Ford seems determined to reject this by imbuing even the most innocent, random and mundane of objects with a life which far exceeds the laws of this universe. The opening story is ‘The Annals of Eelin-Ok’ in which the night-long life of a tiny inhabitant of a sandcastle is minutely described. This story is not only important for the placement of the fantasy universe – squarely within our own, existing, in this case, right beneath our feet in the sandcastle– but also the manner by which that universe is revealed. The unnamed narrator, let’s assume it’s Ford, gives us some of the wider background before presenting us, not with a narrative from an external point of view, but with the diary of the Faerie themselves. Thus the transition point from our, recognisable, world to the fantastical of the faerie is done through literature.
This motif is employed again and again, in slightly different forms. There are stories where the transition is told to the narrator, who is in conversation with the person who has been across the divide to the fantastical. Literature is, after all, only cemented speech, captured and printed to a page. Thus we have the strange tale called ‘A Man of Light’ in which a newspaper reporter gets the story of the century by interviewing a man who has learnt to manipulate light itself. This story is interesting since it makes a number of interesting claims, all of which rely on the reader accepting certain physical impossibilities. As the reader, we are never quite sure if the narrator is standing in our universe or another separate one. Either way, his astonishment at the events being narrated are sufficient for us to assume that the world being described to him is different from the one he knows. Or there is ‘A Night in the Tropics’ in which a barman sits with the narrator and tells the story of how he was cursed, and its relation to a large mural on the bar-room wall. In the edition I have, published by Golden Gryphon, the story notes point out that the bar is a real place: the mural does actually exist. Ford has sat in that bar, staring at the mural, weaving a narrative out of the scene depicted. And I think this is where Ford’s inspiration lies: in staring too long at an otherwise forgettable object until it starts to take on characteristics which rise it above the mundane.
In ‘Botch Town’, an autobiographical story in the same sense as Donna Tartt’s The Little Friend, the random junk which makes up the model of the narrator’s suburb becomes the place itself, even taking on a consciousness in order to help solve the disappearance of local kids. This is wonderfully underplayed. Where lesser writers would have emphasised the creepy goings-on, Ford maintains a child’s perspective on everything. Thus the fact that there is a child-snatcher roaming the streets, and objects on his model town are moving of their own accord are no less or more remarkable than the man who falls down drunk on his front lawn but doesn’t spill his drink; or the strange publishing career of his favourite fictional character; or his mother’s drunken promises of holidays far abroad. This fictional world is very much the real world since it is the childhood memories of Ford, dressed up with a bit of mystery. The magic and the fantasy are there simply as a result of observation, of imagination, of perspective on the given universe.

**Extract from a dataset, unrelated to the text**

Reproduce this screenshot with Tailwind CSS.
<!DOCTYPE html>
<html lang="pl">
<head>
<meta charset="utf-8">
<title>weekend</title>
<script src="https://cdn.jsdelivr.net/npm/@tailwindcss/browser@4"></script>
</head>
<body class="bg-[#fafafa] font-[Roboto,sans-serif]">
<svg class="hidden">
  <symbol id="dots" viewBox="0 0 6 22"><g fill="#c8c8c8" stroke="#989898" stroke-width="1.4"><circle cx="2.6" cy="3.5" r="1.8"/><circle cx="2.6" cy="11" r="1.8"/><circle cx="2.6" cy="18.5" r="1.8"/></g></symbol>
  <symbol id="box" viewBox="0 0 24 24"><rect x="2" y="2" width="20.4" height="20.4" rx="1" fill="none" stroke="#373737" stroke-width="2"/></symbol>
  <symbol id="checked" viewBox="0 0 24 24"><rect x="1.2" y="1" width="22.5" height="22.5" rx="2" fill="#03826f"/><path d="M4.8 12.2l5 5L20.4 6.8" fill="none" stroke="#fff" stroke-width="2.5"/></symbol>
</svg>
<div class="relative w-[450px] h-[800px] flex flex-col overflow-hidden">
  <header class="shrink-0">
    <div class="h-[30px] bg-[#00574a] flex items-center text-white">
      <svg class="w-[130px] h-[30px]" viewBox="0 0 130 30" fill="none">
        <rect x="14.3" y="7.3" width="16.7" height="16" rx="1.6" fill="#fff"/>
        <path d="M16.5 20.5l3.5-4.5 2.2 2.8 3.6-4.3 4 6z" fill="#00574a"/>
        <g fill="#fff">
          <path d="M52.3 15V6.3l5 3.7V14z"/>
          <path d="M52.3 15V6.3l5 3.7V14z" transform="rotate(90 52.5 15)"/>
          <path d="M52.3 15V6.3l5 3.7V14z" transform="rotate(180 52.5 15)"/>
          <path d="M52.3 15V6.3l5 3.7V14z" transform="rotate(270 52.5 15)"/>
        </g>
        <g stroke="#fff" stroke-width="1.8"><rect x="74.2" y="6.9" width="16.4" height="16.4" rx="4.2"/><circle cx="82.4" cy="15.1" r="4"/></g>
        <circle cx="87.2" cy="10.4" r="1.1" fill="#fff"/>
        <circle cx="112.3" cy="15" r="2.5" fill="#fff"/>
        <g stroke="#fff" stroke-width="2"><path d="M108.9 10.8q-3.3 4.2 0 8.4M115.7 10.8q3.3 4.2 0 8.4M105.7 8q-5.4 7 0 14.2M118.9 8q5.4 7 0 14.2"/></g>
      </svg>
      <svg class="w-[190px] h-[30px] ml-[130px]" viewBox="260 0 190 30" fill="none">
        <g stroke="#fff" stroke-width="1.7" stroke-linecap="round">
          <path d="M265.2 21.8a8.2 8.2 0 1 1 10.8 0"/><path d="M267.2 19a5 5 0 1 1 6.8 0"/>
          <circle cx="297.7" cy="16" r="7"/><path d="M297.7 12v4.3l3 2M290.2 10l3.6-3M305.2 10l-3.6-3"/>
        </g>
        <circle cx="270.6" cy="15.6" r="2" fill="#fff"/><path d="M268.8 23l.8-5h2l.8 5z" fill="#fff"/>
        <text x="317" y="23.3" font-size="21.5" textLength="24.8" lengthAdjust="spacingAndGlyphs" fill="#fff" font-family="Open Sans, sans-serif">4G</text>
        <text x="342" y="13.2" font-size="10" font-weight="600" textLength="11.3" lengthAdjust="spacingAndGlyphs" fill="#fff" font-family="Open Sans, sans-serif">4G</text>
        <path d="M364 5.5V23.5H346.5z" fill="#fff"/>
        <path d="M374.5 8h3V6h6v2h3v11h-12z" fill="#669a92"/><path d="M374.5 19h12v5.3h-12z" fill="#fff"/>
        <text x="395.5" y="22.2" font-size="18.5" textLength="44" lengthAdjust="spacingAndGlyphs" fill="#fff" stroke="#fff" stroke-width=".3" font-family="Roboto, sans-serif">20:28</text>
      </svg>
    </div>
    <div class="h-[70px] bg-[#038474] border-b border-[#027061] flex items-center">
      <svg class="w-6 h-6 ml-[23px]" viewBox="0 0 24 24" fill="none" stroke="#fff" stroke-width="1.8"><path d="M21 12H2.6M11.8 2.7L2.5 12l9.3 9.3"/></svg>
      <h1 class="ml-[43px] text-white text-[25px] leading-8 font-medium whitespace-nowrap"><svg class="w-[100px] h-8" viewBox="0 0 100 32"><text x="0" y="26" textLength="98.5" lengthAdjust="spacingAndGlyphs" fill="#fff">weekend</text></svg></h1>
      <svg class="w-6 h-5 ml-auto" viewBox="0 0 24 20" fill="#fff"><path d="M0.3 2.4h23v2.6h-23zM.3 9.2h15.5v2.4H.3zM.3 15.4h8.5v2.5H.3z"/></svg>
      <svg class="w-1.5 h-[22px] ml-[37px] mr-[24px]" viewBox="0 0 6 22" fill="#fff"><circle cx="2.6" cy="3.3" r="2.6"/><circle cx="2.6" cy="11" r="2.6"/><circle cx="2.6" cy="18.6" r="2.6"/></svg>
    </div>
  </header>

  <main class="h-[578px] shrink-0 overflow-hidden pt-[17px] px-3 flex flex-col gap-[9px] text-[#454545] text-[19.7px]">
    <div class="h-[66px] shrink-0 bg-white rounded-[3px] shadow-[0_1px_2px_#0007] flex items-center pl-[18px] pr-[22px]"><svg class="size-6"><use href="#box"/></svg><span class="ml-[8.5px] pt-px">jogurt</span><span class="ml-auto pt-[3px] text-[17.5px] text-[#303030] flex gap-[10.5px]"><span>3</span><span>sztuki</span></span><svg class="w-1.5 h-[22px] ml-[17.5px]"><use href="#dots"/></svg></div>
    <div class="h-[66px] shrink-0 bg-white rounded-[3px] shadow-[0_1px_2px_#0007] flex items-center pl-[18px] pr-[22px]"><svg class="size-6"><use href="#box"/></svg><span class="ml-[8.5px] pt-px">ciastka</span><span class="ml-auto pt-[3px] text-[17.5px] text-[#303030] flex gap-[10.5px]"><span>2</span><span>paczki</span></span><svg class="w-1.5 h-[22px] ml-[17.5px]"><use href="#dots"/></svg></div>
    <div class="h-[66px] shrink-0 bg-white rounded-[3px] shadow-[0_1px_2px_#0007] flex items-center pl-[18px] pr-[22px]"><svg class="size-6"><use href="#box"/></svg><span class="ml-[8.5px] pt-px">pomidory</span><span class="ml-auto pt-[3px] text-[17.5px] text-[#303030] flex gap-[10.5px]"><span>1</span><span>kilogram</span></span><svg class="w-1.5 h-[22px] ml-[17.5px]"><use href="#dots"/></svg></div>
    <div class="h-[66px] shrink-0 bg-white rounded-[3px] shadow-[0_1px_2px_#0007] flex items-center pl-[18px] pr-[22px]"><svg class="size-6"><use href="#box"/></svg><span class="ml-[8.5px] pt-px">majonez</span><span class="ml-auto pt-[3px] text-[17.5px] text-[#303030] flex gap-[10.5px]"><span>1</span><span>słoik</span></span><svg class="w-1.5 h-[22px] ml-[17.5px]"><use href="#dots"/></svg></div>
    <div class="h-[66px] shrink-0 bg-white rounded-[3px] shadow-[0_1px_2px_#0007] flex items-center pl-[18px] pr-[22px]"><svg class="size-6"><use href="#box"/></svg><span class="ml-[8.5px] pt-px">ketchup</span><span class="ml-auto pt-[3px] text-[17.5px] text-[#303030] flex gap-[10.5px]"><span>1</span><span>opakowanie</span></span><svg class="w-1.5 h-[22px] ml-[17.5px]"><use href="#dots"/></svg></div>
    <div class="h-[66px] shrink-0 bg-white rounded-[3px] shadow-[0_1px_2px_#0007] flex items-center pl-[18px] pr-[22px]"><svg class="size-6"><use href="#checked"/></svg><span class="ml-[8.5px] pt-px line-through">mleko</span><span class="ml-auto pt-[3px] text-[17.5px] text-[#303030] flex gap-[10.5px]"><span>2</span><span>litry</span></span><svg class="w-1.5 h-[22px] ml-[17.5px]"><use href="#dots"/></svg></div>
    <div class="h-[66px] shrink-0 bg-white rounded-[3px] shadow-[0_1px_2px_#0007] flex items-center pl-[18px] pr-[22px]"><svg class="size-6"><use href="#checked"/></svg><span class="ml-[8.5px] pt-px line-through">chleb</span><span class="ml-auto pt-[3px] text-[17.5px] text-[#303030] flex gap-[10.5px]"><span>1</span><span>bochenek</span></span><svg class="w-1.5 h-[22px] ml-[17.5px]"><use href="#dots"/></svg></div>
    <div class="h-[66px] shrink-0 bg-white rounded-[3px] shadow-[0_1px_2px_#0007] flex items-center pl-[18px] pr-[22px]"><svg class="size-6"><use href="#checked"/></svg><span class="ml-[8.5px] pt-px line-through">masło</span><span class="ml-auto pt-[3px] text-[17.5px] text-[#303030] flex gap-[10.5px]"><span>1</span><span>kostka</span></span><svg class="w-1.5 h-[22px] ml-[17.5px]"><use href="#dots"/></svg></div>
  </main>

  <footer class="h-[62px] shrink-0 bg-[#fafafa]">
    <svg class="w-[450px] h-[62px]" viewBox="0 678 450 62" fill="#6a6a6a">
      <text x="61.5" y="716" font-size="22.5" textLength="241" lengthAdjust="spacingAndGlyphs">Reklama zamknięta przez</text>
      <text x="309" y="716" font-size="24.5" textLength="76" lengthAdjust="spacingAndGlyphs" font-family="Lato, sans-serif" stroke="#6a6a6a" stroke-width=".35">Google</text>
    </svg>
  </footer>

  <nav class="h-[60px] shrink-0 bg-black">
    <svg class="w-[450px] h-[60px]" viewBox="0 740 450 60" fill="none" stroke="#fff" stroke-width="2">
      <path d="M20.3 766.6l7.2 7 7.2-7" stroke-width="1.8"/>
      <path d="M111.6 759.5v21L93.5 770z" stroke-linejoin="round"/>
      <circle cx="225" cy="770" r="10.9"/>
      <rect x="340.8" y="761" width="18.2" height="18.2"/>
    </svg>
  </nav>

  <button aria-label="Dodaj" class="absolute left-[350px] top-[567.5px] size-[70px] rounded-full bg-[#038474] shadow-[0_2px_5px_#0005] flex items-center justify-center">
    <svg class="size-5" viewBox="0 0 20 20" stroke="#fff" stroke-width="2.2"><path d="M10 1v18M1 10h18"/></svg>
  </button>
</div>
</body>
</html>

This world ends up magical because of the narrator seeing what he can’t explain and making a magical explanation of it.
The titular story ‘The Empire of Ice Cream’ revolves around synaesthesia in which the narrator’s senses get mixed up, thus he has visual hallucinations when he experiences sounds or tastes. Ford is again taking the very everyday world and draping a veil over it to give it an extra-special sparkle and allure. There is a wonderful and fantastic twist in this story which makes it more than a mere exercise in sensory mis-description, but I can’t reveal it: it’s so delicious it would be a crime against good literature.
My favourite story is the one which flips this formula around and presents the fantastical as the everyday and mundane. ‘Boatman’s Holiday’ follows Charon, the ferryman in the underworld who takes the dead across the river Styx to Hell. Here it is just a job, a 9-5 world of repetition and office politics, barely alleviated by the people he encounters. As the title suggest, Charon is due his holiday which he spends trying to find a hidden island with an escape route out of hell. The power of this story is not only in the fictional world, which is the unimaginable vistas and scale from The Aenied, neither is it the humour of the bored boatman suffering the boorish idiots he works with, but is also in the secret power of literature itself. The twist of the story is the fact that if someone writes a story about a fictional place, such as hell, then it changes that place. Hence the hidden island which only exists because a passenger on his boat went to the trouble to write about it before he died. When the boatman realises this, he sets out to re-write his world. The story ends thus:
‘The words came, slowly at first, reluctantly, dragging their imagery behind them, but after a short while their numbers grew to equal the number of sinners awaiting a journey to the distant shore. He ferried them methodically, expertly, from his mind to the page, scratching away long into the dark night of Hell until down at the bottom of the spiral pit, in his palace of frozen sighs, Satan stopped laughing.’
Ford’s attention to the possibilities of fiction extend beyond mere objects and into the activity which he himself is engaged in: writing. The same force of imagination which wonders ‘what if sandcastles had inhabitants?’ Also ponders what happens to the perceived universe in a constructed world. Writing and art are essential elements of being human, we tell stories all the time, to each other, to ourselves; we explain events through stories, in the news for instance; our memories are constructed by stories and photographs. Ford has looked at the nature of story-telling and understood that its power can lie not just in evoking, informing and sharing but also in reshaping that which we consider to be already known. Speculative fiction such as this juggles with the very nature of what we consider to be a hard and fast line: the division between a fictional and a real universe. With Ford the line is crossed in many places, and not always in the same direction, but he does it in such an engaging and wonderfully wide-eyed way that it is impossible to not like him.